- **DIRECTIONS FOR THIS TASK**
Everything from the first line down to the line containing "string; icon: IconKind;" is to be retyped exactly, both ends included, with pictures left out.
________________________________________
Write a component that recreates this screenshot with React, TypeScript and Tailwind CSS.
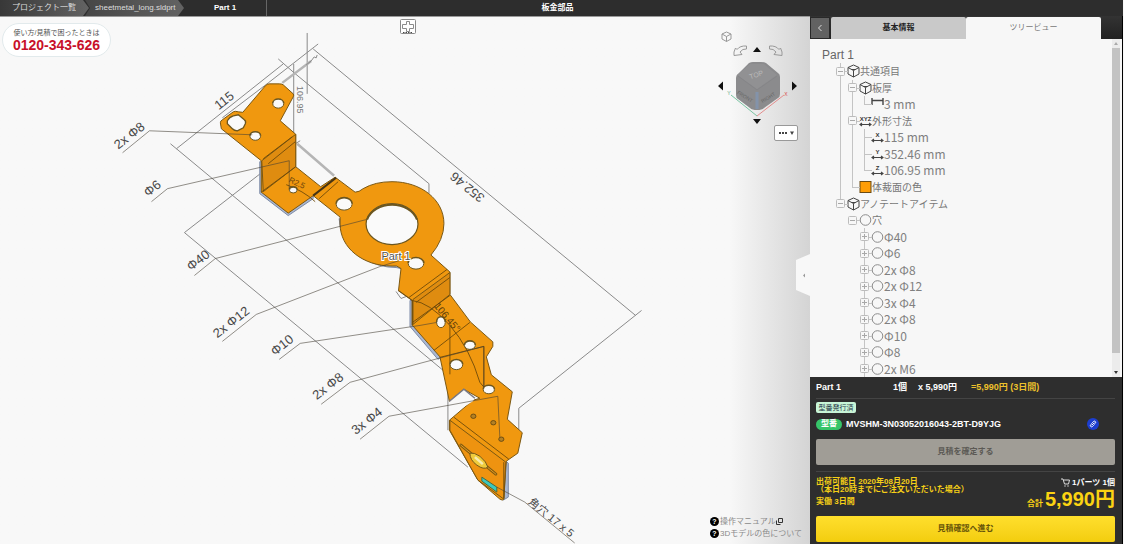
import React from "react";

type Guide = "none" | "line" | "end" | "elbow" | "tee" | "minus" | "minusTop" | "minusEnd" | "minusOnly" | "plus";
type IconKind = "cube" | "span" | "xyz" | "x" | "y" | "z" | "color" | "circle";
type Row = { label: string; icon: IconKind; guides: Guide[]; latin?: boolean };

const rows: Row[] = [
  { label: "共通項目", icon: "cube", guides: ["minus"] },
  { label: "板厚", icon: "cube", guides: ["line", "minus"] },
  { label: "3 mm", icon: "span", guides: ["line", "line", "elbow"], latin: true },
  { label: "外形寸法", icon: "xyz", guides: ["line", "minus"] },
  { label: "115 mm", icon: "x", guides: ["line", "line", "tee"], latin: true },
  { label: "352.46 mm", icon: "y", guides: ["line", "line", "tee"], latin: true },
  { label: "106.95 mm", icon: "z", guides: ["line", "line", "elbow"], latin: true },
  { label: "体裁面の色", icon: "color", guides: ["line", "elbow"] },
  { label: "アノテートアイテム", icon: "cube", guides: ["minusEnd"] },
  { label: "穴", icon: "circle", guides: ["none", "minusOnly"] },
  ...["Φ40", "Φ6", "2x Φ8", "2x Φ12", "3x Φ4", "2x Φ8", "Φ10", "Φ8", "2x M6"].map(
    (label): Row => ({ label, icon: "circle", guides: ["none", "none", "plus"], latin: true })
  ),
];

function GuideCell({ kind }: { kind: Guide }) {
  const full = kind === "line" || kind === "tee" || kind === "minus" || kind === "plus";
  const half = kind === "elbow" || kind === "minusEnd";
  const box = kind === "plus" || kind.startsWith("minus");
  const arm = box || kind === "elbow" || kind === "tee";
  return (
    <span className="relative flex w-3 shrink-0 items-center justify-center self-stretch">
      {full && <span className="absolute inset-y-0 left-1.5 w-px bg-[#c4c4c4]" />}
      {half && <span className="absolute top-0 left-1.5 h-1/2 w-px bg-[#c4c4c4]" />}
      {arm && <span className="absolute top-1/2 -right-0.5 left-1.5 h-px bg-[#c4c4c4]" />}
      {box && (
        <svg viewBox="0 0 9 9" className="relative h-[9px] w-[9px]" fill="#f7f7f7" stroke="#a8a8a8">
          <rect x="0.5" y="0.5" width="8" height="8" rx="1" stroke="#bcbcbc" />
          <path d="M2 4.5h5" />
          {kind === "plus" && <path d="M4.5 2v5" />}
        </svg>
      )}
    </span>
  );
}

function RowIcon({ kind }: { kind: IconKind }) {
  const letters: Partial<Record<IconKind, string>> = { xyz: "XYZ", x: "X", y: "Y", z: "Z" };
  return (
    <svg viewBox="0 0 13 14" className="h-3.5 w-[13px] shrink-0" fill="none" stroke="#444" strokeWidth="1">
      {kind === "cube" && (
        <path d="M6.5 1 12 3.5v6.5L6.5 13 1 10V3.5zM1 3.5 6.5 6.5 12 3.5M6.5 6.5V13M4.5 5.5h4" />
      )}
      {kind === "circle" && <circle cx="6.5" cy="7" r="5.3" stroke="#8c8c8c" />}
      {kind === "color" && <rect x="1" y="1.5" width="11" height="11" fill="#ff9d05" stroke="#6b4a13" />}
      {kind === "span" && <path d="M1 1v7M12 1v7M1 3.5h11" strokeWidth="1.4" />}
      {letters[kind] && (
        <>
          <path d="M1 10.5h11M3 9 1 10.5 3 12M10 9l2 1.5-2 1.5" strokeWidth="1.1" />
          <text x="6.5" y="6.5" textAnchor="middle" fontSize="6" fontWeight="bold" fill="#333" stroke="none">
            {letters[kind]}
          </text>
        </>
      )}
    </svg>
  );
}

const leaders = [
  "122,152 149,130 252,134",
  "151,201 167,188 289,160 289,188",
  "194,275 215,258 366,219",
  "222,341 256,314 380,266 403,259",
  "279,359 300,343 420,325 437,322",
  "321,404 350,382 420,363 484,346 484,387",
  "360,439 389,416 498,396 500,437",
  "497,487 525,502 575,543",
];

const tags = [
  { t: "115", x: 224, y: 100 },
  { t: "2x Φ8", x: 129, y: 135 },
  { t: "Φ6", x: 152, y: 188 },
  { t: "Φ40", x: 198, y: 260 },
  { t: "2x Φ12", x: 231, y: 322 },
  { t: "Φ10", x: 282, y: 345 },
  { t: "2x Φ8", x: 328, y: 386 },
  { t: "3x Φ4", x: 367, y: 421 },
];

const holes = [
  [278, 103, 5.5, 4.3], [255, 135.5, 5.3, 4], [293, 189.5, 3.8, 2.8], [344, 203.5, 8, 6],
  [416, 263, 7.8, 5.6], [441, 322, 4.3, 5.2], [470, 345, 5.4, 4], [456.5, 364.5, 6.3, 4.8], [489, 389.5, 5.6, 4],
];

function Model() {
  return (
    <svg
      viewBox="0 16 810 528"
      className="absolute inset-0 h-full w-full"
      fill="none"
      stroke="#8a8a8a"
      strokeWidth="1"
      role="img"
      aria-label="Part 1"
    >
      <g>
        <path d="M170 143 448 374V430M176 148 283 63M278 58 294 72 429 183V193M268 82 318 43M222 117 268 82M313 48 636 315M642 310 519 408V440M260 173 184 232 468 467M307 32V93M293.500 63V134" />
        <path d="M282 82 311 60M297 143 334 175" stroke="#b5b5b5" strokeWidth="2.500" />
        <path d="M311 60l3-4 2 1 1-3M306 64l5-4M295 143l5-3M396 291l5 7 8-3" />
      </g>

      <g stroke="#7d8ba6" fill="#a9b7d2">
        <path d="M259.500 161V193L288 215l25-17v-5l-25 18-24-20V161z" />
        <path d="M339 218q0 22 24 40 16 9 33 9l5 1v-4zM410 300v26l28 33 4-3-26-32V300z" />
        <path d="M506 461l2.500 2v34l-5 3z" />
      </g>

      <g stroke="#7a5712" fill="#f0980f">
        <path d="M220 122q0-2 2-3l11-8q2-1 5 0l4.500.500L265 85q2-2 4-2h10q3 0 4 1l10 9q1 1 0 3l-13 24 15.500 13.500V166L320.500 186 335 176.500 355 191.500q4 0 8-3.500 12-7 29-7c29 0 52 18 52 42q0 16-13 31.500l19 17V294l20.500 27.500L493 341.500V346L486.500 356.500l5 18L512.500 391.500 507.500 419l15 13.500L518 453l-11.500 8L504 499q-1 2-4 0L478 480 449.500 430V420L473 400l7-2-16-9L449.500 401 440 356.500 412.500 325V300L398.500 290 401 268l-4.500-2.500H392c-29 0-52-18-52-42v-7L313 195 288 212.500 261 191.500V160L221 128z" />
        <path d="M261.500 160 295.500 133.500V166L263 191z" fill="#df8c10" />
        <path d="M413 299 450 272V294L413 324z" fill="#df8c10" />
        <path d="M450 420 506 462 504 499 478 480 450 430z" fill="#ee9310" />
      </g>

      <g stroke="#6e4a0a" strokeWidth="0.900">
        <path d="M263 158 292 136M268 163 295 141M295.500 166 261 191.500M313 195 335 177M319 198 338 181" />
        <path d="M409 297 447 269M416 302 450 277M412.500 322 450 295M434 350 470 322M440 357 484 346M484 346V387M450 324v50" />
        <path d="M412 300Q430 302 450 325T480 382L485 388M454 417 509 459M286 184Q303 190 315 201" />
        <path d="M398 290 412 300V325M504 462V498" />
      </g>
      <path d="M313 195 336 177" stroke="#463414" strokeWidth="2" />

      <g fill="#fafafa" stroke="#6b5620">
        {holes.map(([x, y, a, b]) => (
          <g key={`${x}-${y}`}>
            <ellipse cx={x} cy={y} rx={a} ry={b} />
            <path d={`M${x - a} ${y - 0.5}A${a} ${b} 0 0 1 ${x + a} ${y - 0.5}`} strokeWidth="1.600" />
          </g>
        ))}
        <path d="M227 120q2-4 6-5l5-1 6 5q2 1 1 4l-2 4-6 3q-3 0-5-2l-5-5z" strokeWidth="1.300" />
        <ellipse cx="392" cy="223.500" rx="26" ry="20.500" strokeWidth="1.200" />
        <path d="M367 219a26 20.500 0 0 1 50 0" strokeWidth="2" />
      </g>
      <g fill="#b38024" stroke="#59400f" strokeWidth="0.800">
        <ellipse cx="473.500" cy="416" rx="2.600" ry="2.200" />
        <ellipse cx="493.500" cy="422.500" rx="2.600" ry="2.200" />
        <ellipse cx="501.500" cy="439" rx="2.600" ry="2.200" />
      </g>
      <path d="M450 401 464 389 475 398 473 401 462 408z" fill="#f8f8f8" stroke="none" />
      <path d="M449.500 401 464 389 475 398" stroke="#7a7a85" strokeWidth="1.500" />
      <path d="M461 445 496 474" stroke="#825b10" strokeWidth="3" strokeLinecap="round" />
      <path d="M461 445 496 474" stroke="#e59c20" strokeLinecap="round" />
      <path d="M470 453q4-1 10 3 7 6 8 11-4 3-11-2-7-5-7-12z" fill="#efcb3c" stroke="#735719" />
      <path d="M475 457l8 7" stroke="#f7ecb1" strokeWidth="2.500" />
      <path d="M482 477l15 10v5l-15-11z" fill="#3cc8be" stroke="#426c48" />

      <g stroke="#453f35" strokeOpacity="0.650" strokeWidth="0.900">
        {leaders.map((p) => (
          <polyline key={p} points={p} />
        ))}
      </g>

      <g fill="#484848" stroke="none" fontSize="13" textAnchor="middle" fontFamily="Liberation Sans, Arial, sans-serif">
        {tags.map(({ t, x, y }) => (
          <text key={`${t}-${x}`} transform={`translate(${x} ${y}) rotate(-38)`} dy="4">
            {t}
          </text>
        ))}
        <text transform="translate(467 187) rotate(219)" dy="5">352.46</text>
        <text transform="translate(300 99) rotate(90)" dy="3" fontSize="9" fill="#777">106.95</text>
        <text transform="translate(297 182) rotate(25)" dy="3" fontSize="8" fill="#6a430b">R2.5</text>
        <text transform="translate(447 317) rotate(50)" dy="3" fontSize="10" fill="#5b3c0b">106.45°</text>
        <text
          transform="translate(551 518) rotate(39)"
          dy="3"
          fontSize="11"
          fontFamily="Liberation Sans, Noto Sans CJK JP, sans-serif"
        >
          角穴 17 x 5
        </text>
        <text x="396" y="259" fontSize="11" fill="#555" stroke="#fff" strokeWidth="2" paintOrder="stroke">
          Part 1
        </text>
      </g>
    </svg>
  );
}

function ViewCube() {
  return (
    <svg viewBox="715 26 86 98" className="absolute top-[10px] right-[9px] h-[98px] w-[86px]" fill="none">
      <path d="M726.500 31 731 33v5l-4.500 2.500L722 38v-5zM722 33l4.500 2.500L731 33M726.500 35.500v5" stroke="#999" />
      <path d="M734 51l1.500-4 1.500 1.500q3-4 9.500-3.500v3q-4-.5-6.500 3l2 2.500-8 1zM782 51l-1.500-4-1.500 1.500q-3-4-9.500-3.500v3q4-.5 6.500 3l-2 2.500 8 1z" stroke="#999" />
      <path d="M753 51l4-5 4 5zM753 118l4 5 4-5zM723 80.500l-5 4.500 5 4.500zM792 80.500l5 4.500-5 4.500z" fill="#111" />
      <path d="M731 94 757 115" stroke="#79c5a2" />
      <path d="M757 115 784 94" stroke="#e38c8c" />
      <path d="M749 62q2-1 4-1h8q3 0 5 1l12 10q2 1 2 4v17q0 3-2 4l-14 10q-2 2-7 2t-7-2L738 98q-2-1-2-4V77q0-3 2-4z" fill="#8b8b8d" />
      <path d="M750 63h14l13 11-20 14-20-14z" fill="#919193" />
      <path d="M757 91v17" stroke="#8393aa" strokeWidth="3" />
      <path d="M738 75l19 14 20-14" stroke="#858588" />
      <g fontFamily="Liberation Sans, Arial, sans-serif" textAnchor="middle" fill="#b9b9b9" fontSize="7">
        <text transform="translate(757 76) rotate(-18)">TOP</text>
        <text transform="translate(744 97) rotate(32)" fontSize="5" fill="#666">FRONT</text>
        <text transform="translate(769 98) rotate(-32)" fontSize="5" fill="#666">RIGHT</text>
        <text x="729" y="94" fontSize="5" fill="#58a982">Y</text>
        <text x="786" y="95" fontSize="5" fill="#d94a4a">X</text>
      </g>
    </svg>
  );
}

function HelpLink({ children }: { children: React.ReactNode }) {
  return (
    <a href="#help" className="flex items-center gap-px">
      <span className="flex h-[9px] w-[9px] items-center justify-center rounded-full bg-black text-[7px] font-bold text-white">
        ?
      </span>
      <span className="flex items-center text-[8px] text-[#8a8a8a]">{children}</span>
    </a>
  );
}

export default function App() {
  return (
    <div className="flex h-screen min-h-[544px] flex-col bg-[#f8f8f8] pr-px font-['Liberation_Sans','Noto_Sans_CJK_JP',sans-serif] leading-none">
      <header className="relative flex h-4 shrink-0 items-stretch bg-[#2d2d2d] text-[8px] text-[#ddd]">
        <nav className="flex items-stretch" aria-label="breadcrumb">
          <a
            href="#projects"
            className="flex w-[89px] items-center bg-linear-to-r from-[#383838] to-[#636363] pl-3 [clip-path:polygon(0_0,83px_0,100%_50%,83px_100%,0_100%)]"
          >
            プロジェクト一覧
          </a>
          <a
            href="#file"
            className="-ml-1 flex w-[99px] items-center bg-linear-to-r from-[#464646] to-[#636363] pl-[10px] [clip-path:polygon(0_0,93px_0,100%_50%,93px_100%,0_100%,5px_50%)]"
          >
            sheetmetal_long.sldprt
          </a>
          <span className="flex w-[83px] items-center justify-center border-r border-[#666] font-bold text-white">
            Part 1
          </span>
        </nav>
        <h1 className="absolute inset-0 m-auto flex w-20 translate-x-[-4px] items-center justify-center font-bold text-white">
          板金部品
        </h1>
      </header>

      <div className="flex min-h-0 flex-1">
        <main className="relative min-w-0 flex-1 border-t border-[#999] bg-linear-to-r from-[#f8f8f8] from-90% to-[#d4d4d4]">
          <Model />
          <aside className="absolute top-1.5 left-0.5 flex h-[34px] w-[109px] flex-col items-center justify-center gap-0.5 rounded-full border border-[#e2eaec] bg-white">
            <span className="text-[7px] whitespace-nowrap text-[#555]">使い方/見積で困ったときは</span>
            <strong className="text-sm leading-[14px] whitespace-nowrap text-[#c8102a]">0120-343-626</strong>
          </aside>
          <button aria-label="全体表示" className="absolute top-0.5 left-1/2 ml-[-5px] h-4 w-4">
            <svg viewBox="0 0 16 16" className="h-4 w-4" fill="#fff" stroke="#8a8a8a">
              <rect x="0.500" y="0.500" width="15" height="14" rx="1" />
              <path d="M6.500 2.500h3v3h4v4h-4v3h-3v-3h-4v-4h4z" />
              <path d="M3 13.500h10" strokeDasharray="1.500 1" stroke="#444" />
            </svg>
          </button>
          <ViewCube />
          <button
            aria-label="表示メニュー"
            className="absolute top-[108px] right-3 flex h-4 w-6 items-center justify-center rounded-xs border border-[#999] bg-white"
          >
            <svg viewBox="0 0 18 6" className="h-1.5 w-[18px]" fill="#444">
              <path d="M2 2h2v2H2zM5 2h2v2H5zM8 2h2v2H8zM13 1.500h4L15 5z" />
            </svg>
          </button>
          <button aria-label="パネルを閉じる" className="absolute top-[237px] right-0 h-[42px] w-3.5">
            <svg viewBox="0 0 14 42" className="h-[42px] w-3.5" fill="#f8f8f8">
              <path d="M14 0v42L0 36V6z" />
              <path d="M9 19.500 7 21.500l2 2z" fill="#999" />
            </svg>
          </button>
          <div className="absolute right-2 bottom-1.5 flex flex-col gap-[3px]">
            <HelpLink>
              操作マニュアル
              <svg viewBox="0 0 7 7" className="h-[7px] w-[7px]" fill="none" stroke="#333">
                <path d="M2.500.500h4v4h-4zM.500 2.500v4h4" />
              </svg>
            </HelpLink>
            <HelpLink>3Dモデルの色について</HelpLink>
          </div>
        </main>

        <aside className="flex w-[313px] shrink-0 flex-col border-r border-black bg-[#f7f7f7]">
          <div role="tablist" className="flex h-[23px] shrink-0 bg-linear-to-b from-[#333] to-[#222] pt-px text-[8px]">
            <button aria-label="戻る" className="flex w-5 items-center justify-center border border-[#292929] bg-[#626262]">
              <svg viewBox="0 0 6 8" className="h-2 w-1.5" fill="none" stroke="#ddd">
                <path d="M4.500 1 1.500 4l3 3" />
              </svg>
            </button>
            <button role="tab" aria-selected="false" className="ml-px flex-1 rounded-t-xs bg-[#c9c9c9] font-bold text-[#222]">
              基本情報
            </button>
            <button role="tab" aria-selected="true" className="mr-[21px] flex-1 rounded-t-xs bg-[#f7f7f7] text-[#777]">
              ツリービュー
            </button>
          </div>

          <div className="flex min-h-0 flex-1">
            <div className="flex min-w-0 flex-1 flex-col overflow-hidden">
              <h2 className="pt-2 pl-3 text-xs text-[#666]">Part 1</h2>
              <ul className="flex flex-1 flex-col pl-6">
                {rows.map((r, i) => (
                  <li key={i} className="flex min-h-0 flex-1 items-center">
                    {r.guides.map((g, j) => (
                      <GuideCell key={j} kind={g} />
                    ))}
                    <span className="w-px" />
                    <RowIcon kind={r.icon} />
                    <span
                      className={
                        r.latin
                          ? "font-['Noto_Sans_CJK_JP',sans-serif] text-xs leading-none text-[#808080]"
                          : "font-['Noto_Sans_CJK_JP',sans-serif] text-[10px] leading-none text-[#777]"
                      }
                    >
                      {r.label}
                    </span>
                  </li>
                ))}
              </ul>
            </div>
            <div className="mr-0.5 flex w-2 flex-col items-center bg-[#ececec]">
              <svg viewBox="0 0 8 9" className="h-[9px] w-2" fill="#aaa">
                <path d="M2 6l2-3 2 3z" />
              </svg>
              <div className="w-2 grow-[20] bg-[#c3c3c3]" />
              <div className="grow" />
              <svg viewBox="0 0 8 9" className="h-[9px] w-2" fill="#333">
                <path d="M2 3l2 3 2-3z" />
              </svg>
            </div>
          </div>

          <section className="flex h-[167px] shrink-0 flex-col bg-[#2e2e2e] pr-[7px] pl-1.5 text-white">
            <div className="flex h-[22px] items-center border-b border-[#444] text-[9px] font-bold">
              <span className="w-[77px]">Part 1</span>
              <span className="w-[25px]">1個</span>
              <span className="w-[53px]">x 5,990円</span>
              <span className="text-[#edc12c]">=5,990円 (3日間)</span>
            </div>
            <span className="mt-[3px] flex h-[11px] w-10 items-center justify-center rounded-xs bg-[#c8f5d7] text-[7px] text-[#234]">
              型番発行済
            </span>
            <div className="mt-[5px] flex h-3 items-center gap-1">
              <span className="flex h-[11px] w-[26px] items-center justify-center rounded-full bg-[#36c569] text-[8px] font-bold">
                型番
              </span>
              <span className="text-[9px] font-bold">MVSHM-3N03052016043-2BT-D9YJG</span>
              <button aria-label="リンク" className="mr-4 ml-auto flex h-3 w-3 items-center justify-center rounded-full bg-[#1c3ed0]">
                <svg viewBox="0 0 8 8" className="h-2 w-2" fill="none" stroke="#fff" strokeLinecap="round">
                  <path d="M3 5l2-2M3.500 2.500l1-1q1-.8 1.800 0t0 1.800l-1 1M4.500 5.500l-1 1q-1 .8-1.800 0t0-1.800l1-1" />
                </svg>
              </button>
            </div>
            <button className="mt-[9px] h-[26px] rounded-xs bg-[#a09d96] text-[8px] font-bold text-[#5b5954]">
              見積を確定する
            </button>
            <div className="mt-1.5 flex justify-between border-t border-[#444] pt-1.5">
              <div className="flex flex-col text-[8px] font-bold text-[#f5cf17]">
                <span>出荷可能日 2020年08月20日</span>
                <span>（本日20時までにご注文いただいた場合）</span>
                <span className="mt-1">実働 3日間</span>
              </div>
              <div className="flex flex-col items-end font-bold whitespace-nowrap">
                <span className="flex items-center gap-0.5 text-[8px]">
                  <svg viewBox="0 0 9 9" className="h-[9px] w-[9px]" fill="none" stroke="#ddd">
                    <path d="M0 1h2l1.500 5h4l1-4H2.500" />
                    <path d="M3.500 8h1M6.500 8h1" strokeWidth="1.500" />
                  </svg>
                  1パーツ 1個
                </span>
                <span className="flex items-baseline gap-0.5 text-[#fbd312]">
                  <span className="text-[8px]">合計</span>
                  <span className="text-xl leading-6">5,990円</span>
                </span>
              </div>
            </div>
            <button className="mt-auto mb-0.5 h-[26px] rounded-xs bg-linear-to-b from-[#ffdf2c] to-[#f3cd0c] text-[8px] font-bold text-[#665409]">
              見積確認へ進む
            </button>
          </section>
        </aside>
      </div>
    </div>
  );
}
________________________________________
- **WORKED SOLUTION**
Write a component that recreates this screenshot with React, TypeScript and Tailwind CSS.
import React from "react";

type Guide = "none" | "line" | "end" | "elbow" | "tee" | "minus" | "minusTop" | "minusEnd" | "minusOnly" | "plus";
type IconKind = "cube" | "span" | "xyz" | "x" | "y" | "z" | "color" | "circle";
type Row = { label: string; icon: IconKind; guides: Guide[]; latin?: boolean };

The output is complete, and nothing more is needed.